- [Directions for this task] Exclude all pictures, then copy each of the records exactly as written.

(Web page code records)
[START]
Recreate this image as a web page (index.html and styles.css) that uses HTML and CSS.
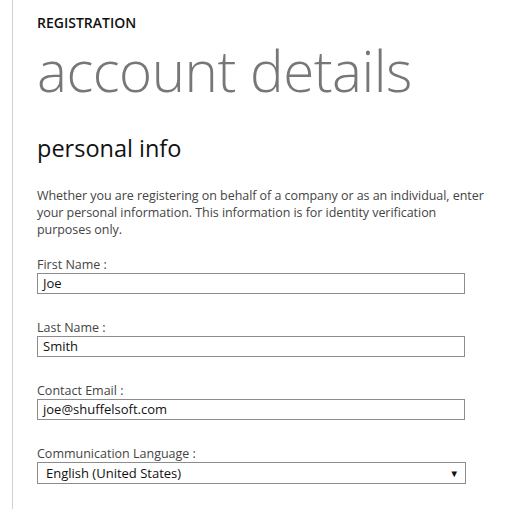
FILE: index.html
```html
<!DOCTYPE html>
<html lang="en">
<head>
<meta charset="utf-8">
<title>Registration - account details</title>
<link rel="stylesheet" href="styles.css">
</head>
<body>
<div class="page">
  <div class="eyebrow">REGISTRATION</div>
  <h1 class="title">account details</h1>
  <h2 class="section">personal info</h2>
  <p class="intro">Whether you are registering on behalf of a company or as an individual, enter your personal information. This information is for identity verification purposes only.</p>
  <div class="fields">
    <div class="field">
      <label class="label">First Name :</label>
      <div class="input">Joe</div>
    </div>
    <div class="field">
      <label class="label">Last Name :</label>
      <div class="input">Smith</div>
    </div>
    <div class="field">
      <label class="label">Contact Email :</label>
      <div class="input">joe@shuffelsoft.com</div>
    </div>
    <div class="field">
      <label class="label">Communication Language :</label>
      <div class="select"><span>English (United States)</span><span class="arrow">&#9660;</span></div>
    </div>
  </div>
</div>
</body>
</html>
```
FILE: styles.css
```css
html, body {
  margin: 0;
  padding: 0;
  background: #fff;
}
body {
  font-family: "Open Sans", "Noto Sans", sans-serif;
  color: #444;
}
.page {
  margin-left: 12px;
  border-left: 1px solid #d0d0d0;
  padding: 13px 0 20px 24px;
  width: 450px;
  min-height: 476px;
}
.eyebrow {
  font-size: 14px;
  font-weight: 600;
  color: #111;
  line-height: 20px;
}
.title {
  margin: 3px 0 0;
  font-size: 56.5px;
  font-weight: 300;
  color: #777;
  line-height: 70px;
  letter-spacing: -0.5px;
}
.section {
  margin: 27px 0 0;
  font-size: 23.5px;
  font-weight: 400;
  color: #111;
  line-height: 30px;
}
.intro {
  margin: 24px 0 0;
  font-size: 12.5px;
  line-height: 17px;
  color: #444;
  width: 449px;
  letter-spacing: -0.05px;
}
.fields {
  margin-top: 18px;
  display: flex;
  flex-direction: column;
  gap: 25px;
  width: 429px;
}
.field {
  display: flex;
  flex-direction: column;
}
.label {
  font-size: 12.5px;
  line-height: 17px;
  color: #444;
}
.input, .select {
  box-sizing: border-box;
  width: 428px;
  height: 21px;
  border: 1px solid #8c8c8c;
  font-size: 13px;
  line-height: 19px;
  color: #111;
  padding: 0 5px;
}
.select {
  width: 429px;
  height: 22px;
  padding: 0 6px 0 8px;
  display: flex;
  justify-content: space-between;
  align-items: center;
}
.arrow {
  font-size: 9.5px;
  color: #111;
}
```
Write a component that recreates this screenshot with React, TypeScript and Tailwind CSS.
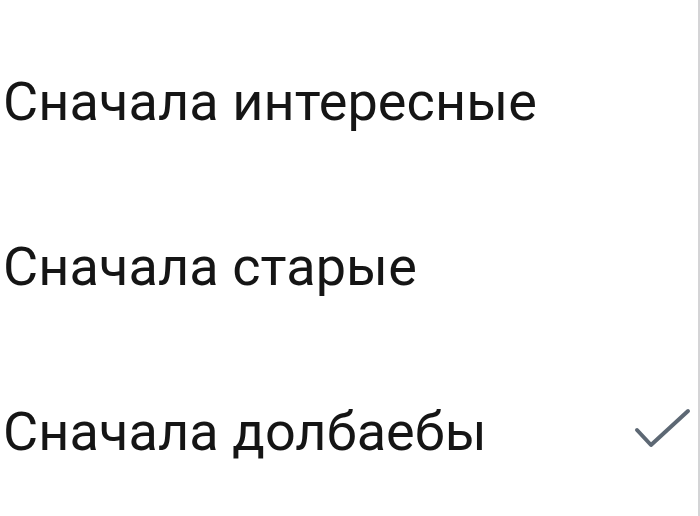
import { useState } from 'react'

const options = ['Сначала интересные', 'Сначала старые', 'Сначала долбаебы']

function Check() {
  return (
    <svg width="60" height="46" viewBox="0 0 60 46" fill="none" className="shrink-0 mb-[7px]">
      <path
        d="M4 25 L18 40 L55 6"
        stroke="#5d6874"
        strokeWidth="4"
        strokeLinecap="round"
        strokeLinejoin="round"
      />
    </svg>
  )
}

export default function App() {
  const [selected, setSelected] = useState(2)

  return (
    <div className="w-[700px] h-[516px] bg-white overflow-hidden border-r-2 border-[#d4d4d6] font-['Roboto',sans-serif]">
      <div className="flex flex-col pt-[19px]">
        {options.map((label, i) => (
          <button
            key={label}
            onClick={() => setSelected(i)}
            className="flex items-center justify-between h-[165px] pl-[3px] pr-[5px] text-left"
          >
            <span className="text-[54px] leading-none text-[#151515] tracking-[0.1px]">{label}</span>
            {selected === i && <Check />}
          </button>
        ))}
      </div>
    </div>
  )
}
[END]
- [Result of the exercise]
Recreate this image as a web page (index.html and styles.css) that uses HTML and CSS.
FILE: index.html
```html
<!DOCTYPE html>
<html lang="en">
<head>
<meta charset="utf-8">
<title>Registration - account details</title>
<link rel="stylesheet" href="styles.css">
</head>
<body>
<div class="page">
  <div class="eyebrow">REGISTRATION</div>
  <h1 class="title">account details</h1>
  <h2 class="section">personal info</h2>
  <p class="intro">Whether you are registering on behalf of a company or as an individual, enter your personal information. This information is for identity verification purposes only.</p>
  <div class="fields">
    <div class="field">
      <label class="label">First Name :</label>
      <div class="input">Joe</div>
    </div>
    <div class="field">
      <label class="label">Last Name :</label>
      <div class="input">Smith</div>
    </div>
    <div class="field">
      <label class="label">Contact Email :</label>
      <div class="input">joe@shuffelsoft.com</div>
    </div>
    <div class="field">
      <label class="label">Communication Language :</label>
      <div class="select"><span>English (United States)</span><span class="arrow">&#9660;</span></div>
    </div>
  </div>
</div>
</body>
</html>
```
FILE: styles.css
```css
html, body {
  margin: 0;
  padding: 0;
  background: #fff;
}
body {
  font-family: "Open Sans", "Noto Sans", sans-serif;
  color: #444;
}
.page {
  margin-left: 12px;
  border-left: 1px solid #d0d0d0;
  padding: 13px 0 20px 24px;
  width: 450px;
  min-height: 476px;
}
.eyebrow {
  font-size: 14px;
  font-weight: 600;
  color: #111;
  line-height: 20px;
}
.title {
  margin: 3px 0 0;
  font-size: 56.5px;
  font-weight: 300;
  color: #777;
  line-height: 70px;
  letter-spacing: -0.5px;
}
.section {
  margin: 27px 0 0;
  font-size: 23.5px;
  font-weight: 400;
  color: #111;
  line-height: 30px;
}
.intro {
  margin: 24px 0 0;
  font-size: 12.5px;
  line-height: 17px;
  color: #444;
  width: 449px;
  letter-spacing: -0.05px;
}
.fields {
  margin-top: 18px;
  display: flex;
  flex-direction: column;
  gap: 25px;
  width: 429px;
}
.field {
  display: flex;
  flex-direction: column;
}
.label {
  font-size: 12.5px;
  line-height: 17px;
  color: #444;
}
.input, .select {
  box-sizing: border-box;
  width: 428px;
  height: 21px;
  border: 1px solid #8c8c8c;
  font-size: 13px;
  line-height: 19px;
  color: #111;
  padding: 0 5px;
}
.select {
  width: 429px;
  height: 22px;
  padding: 0 6px 0 8px;
  display: flex;
  justify-content: space-between;
  align-items: center;
}
.arrow {
  font-size: 9.5px;
  color: #111;
}
```
Write a component that recreates this screenshot with React, TypeScript and Tailwind CSS.
import { useState } from 'react'

const options = ['Сначала интересные', 'Сначала старые', 'Сначала долбаебы']

function Check() {
  return (
    <svg width="60" height="46" viewBox="0 0 60 46" fill="none" className="shrink-0 mb-[7px]">
      <path
        d="M4 25 L18 40 L55 6"
        stroke="#5d6874"
        strokeWidth="4"
        strokeLinecap="round"
        strokeLinejoin="round"
      />
    </svg>
  )
}

export default function App() {
  const [selected, setSelected] = useState(2)

  return (
    <div className="w-[700px] h-[516px] bg-white overflow-hidden border-r-2 border-[#d4d4d6] font-['Roboto',sans-serif]">
      <div className="flex flex-col pt-[19px]">
        {options.map((label, i) => (
          <button
            key={label}
            onClick={() => setSelected(i)}
            className="flex items-center justify-between h-[165px] pl-[3px] pr-[5px] text-left"
          >
            <span className="text-[54px] leading-none text-[#151515] tracking-[0.1px]">{label}</span>
            {selected === i && <Check />}
          </button>
        ))}
      </div>
    </div>
  )
}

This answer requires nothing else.